What to include in an early stage business board meeting
Holding a board meeting can sometimes be regarded as a time consuming exercise and a distraction from the fun of developing new technology, working with clients and running the business. A lot of literature available can give the impression that a board meeting can be both an onerous and overly formal occasion.
A key reason for constructing a board is to have help alleviate the pressure, perhaps on a single owner manger and distribute responsibilities seeking a broad contribution from other Directors.
It's important to recognise that a board meeting differs from a management meeting as the board needs to focus on the governance of the business and not day to day activities or projects. This is very important and you may have to discuss matters that may well be uncomfortable, possibly even affecting your department.
As the business grows, it may well require submissions from each board member but in early stage a broad CEO report may suffice.
What follows are some key areas that should form part of the agenda, even in very early stage businesses:
1. Conflicts of interest
Provide an opportunity for all board members to voice any conflicts of interests for recording in the company minutes.
2. Financial matters
Discuss performance to date and the most recent management accounts. As a minimum you will require a P&L, Balance Sheet and Cash Flow. A market / sales (or income) forecast and budgets are useful. It's important to ensure that the business is viable and the cash flow forecast is critical. In many technology companies, the board may consist of Engineers, scientists or similar. It's very important that all Board members understand key performance, cash flow and solvency ratios. If not, seek council before hand and be prepared to address any identified concerns.
3. Business objectives
Discuss the performance of the business in meeting agreed strategic objectives, such as within the business plan, Balance Scorecard or similar.
4. Risk Management
Assess the business risk register considering any new entrants and any change in levels. There are numerous examples of risk registers available online. The key is to keep this very high level to allow the board to discuss those risks that significantly impact the business such as reputation, cash, workforce H&S, IPR and legal matters etc.

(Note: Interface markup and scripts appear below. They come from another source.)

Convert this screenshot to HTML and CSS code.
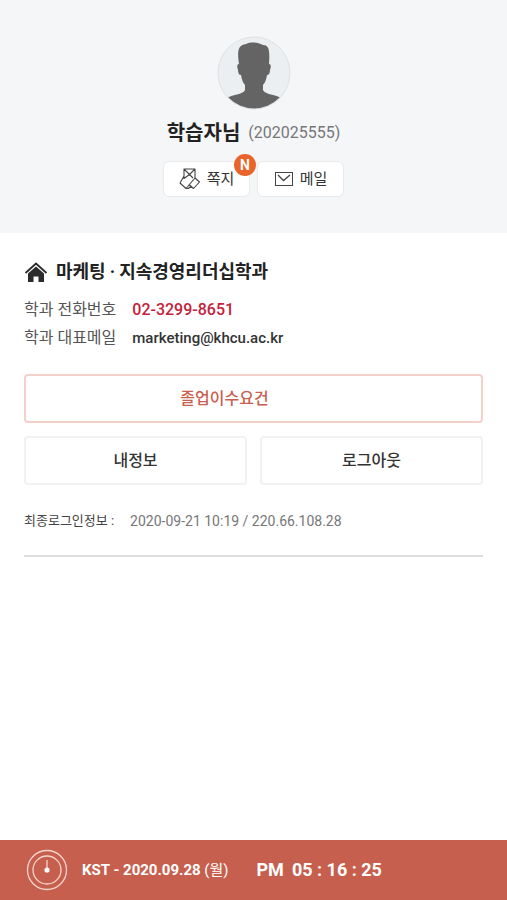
FILE: index.html
```html
<!DOCTYPE html>
<html lang="ko">
<head>
<meta charset="utf-8">
<meta name="viewport" content="width=device-width, initial-scale=1">
<title>내 정보</title>
<link rel="stylesheet" href="styles.css">
</head>
<body>
<header class="profile">
  <svg class="avatar" viewBox="0 0 74 74" aria-hidden="true">
    <defs><clipPath id="disc"><circle cx="37" cy="37" r="35.5"/></clipPath></defs>
    <circle cx="37" cy="37" r="36" fill="#eceff1" stroke="#dfe1e3"/>
    <path clip-path="url(#disc)" fill="#646464" d="M22 28C20 15 21 9 29 8C35 5 43 7 46 9C52 9 53 14 52 28Q55 28 53 34Q53 39 50 39Q49 46 46 49V54Q47 57 56 59Q62 60 66 64V74H8V64Q12 60 18 59Q27 57 28 54V49Q25 46 24 39Q21 39 21 34Q19 28 22 28Z"/>
  </svg>
  <h1 class="name">학습자님 <span class="student-id">(202025555)</span></h1>
  <div class="shortcuts">
    <button class="shortcut" type="button">
      <svg width="22" height="22" viewBox="0 0 22 22" fill="none" stroke="#444" stroke-width="1.1" stroke-linejoin="round" aria-hidden="true">
        <path d="M5 11V1H16V10M5 1L10.500 6.500L16 1M5 10.500L10.500 6.500L14 10M5 8L1 15L7 20.500L16 10L20.500 14L14.500 20.500L10.500 17M7 20.500H9.500L12 18"/>
      </svg>
      <span>쪽지</span><span class="badge">N</span>
    </button>
    <button class="shortcut" type="button">
      <svg width="20" height="16" viewBox="0 0 20 16" fill="none" stroke="#444" aria-hidden="true">
        <rect x="1.5" y="1.5" width="17" height="13"/><path d="M4 4L9.500 9.500L16 4" stroke-width="1.3"/>
      </svg>
      <span>메일</span>
    </button>
  </div>
</header>
<main class="content">
  <h2 class="department">
    <svg width="24" height="22" viewBox="0 0 24 22" aria-hidden="true">
      <path d="M1.500 12L12 2.500L22.500 12" fill="none" stroke="#2b2b2b" stroke-width="1.800"/>
      <path d="M4 12.500L12 5.500L20 12.500V21H14.500V15.500H9.500V21H4Z" fill="#2b2b2b"/>
    </svg>
    <span>마케팅<span class="dot">·</span>지속경영리더십학과</span>
  </h2>
  <dl class="contacts">
    <dt>학과 전화번호</dt><dd><a class="phone" href="tel:02-3299-8651">02-3299-8651</a></dd>
    <dt>학과 대표메일</dt><dd><a class="email" href="mailto:marketing@khcu.ac.kr">marketing@khcu.ac.kr</a></dd>
  </dl>
  <div class="actions">
    <button class="action graduation" type="button">졸업이수요건</button>
    <button class="action" type="button">내정보</button>
    <button class="action" type="button">로그아웃</button>
  </div>
  <p class="last-login"><span class="login-label">최종로그인정보 :</span><span>2020-09-21 10:19 / 220.66.108.28</span></p>
</main>
<footer class="clock-bar">
  <svg width="42" height="42" viewBox="0 0 42 42" fill="none" stroke="#f8d5cb" stroke-width="1.300" aria-hidden="true">
    <circle cx="21" cy="21" r="19.500"/><circle cx="21" cy="21" r="14"/>
    <path d="M21 11V20"/><circle cx="21" cy="21" r="2.600" fill="#fff" stroke="none"/>
  </svg>
  <span class="date">KST - 2020.09.28 <span class="weekday">(월)</span></span>
  <time class="time"><span>PM</span><span>05 : 16 : 25</span></time>
</footer>
</body>
</html>
```
FILE: styles.css
```css
* {
  box-sizing: border-box;
}

body {
  display: flex;
  flex-direction: column;
  min-height: 100vh;
  margin: 0;
  background: #fff;
  color: #333;
  font-family: Roboto, "Noto Sans CJK KR", sans-serif;
  font-size: 16px;
  line-height: 24px;
}

button {
  font: inherit;
  color: inherit;
}

a {
  color: inherit;
  text-decoration: none;
}

.profile {
  display: flex;
  flex-direction: column;
  align-items: center;
  padding: 36px 24px;
  background: #f5f6f8;
}

.avatar {
  width: 74px;
  height: 74px;
}

.name {
  display: flex;
  align-items: center;
  gap: 8px;
  margin: 9px 0 14px;
  color: #222;
  font-size: 20px;
  line-height: 28px;
  font-weight: 700;
}

.student-id {
  color: #777;
  font-size: 16px;
  font-weight: 400;
}

.shortcuts {
  display: flex;
  gap: 7px;
}

.shortcut {
  position: relative;
  display: flex;
  align-items: center;
  justify-content: center;
  gap: 6px;
  width: 87px;
  height: 36px;
  padding: 0;
  border: 1px solid #e9eaec;
  border-radius: 6px;
  background: #fff;
  font-size: 15px;
}

.badge {
  position: absolute;
  top: -8px;
  right: -7px;
  width: 22px;
  height: 22px;
  border-radius: 50%;
  background: #e8642a;
  color: #fff;
  font-size: 14px;
  line-height: 22px;
  font-weight: 700;
}

.content {
  flex: 1;
  padding: 25px 24px;
}

.department {
  display: flex;
  align-items: center;
  gap: 8px;
  margin: 0 0 12px;
  color: #222;
  font-size: 18px;
  line-height: 28px;
  font-weight: 700;
}

.dot {
  padding: 0 4px;
}

.contacts {
  display: grid;
  grid-template-columns: auto 1fr;
  gap: 4px 16px;
  margin: 0 0 24px;
}

.contacts dt {
  color: #555;
}

.contacts dd {
  margin: 0;
  font-weight: 500;
}

.phone {
  color: #c4223a;
}

.email {
  font-size: 15px;
}

.actions {
  display: grid;
  grid-template-columns: 1fr 1fr;
  gap: 13px;
}

.action {
  height: 49px;
  border: 2px solid #f1f1f1;
  border-radius: 4px;
  background: #fff;
  font-weight: 500;
}

.graduation {
  grid-column: 1 / -1;
  padding-right: 64px;
  border-color: #f4d0cb;
  color: #c95f50;
}

.last-login {
  display: flex;
  gap: 16px;
  margin: 24px 0 0;
  padding-bottom: 22px;
  border-bottom: 2px solid #dedede;
  color: #777;
  font-size: 14px;
}

.login-label {
  color: #444;
  font-size: 13px;
}

.clock-bar {
  display: flex;
  align-items: center;
  height: 60px;
  padding: 0 26px;
  background: #c65f4d;
  color: #fff;
}

.date {
  margin: 0 28px 0 14px;
  font-size: 15px;
  font-weight: 700;
}

.weekday {
  font-weight: 400;
}

.time {
  display: flex;
  gap: 8px;
  font-size: 18px;
  font-weight: 700;
}
```
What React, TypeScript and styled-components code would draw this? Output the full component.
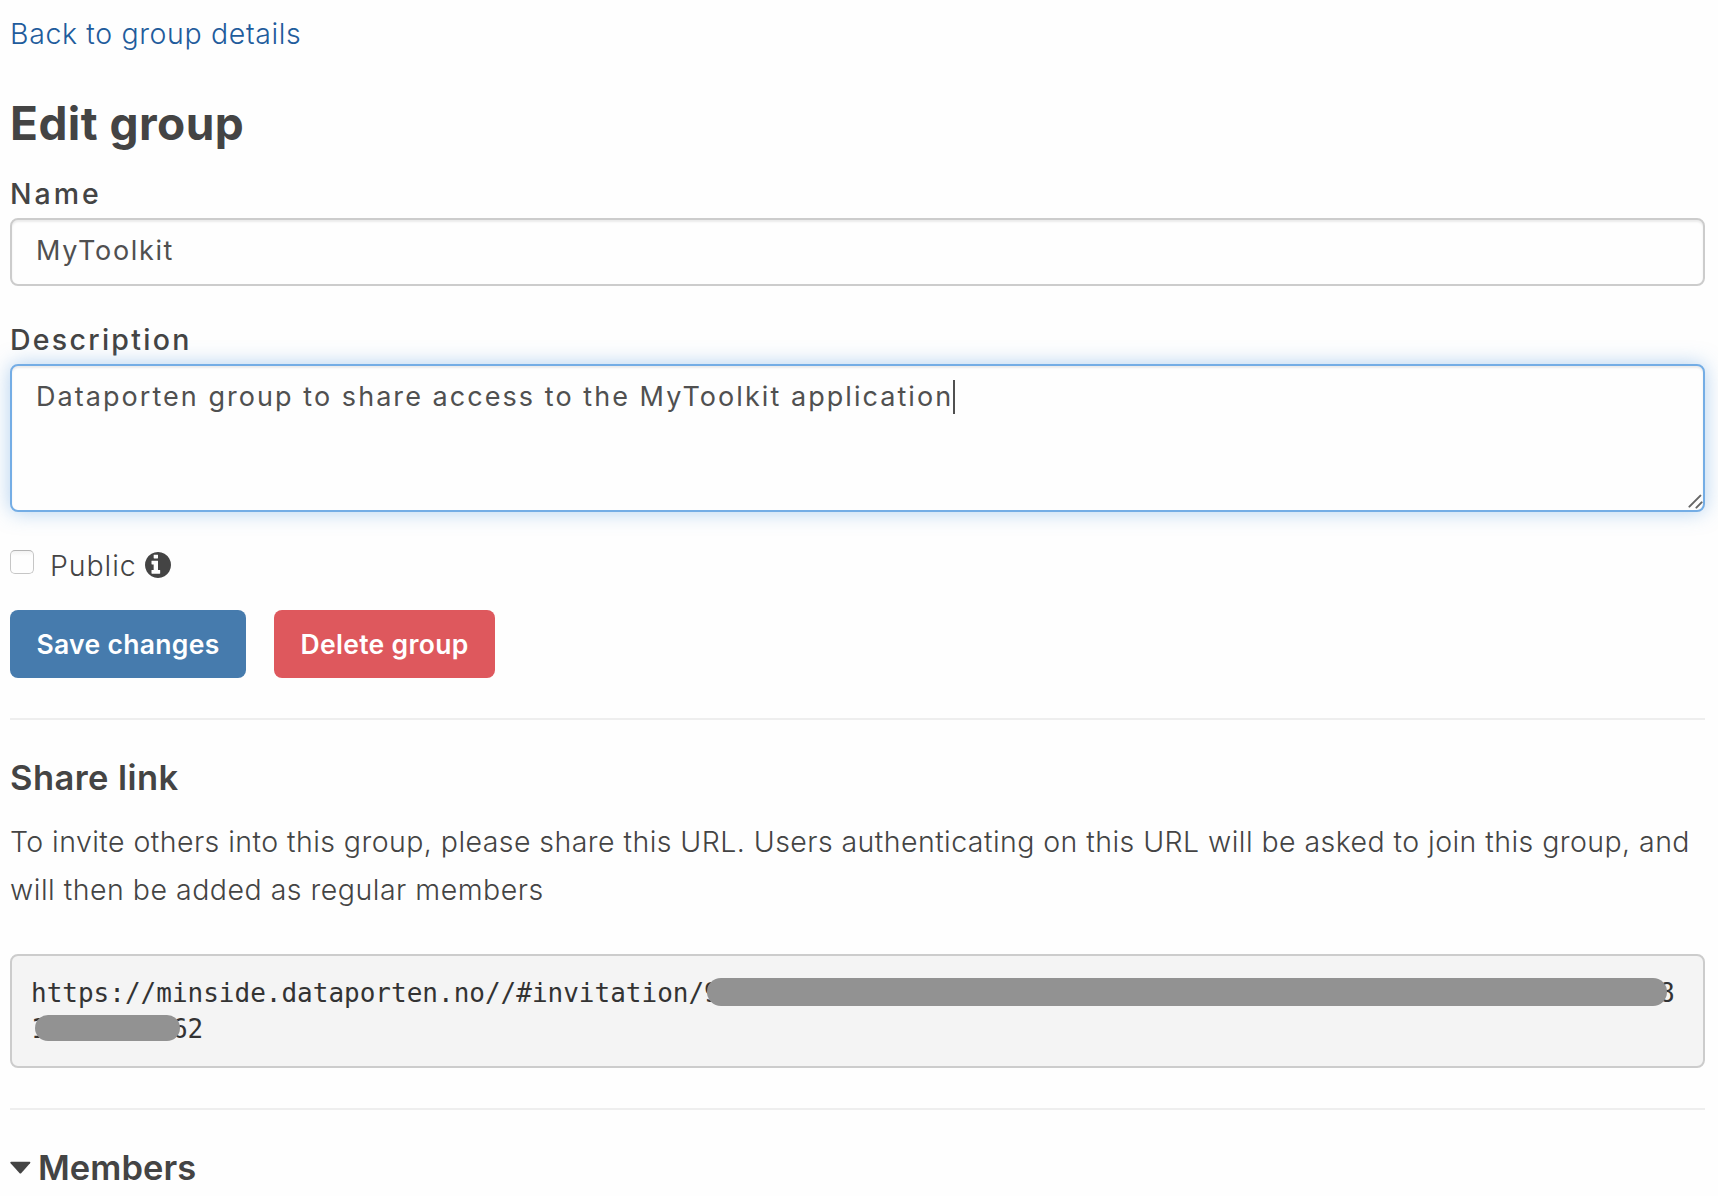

In some more established organisations, a QHSE Manager may form part of the team. If not, ensure that the responsibility for HSE matters is delegated to a board member.
Discuss any encroaching legislation etc., any possible impact..
Ensure the business is adequately insured, considering any additional insurance requirements as the business grows. Just as important, make sure the board is made aware of what insurance isn't in place.
Any legal matters in progress such as those relating to claims, new alliances etc.
Discuss any new requirement for polices.
Make sure you have ample time to discuss irregular matters such as a new lease, key appointments and such like.
Have a board schedule for the year.
Ensure there is an agenda to keep matters on track.
Ensure that minutes are taken so that they form part of company records but also used for the next board meeting.
Ensure that board members are aware of their duties and responsibilities.
Avoid interruptions - let staff know that this is not a usual team, project or Management meeting.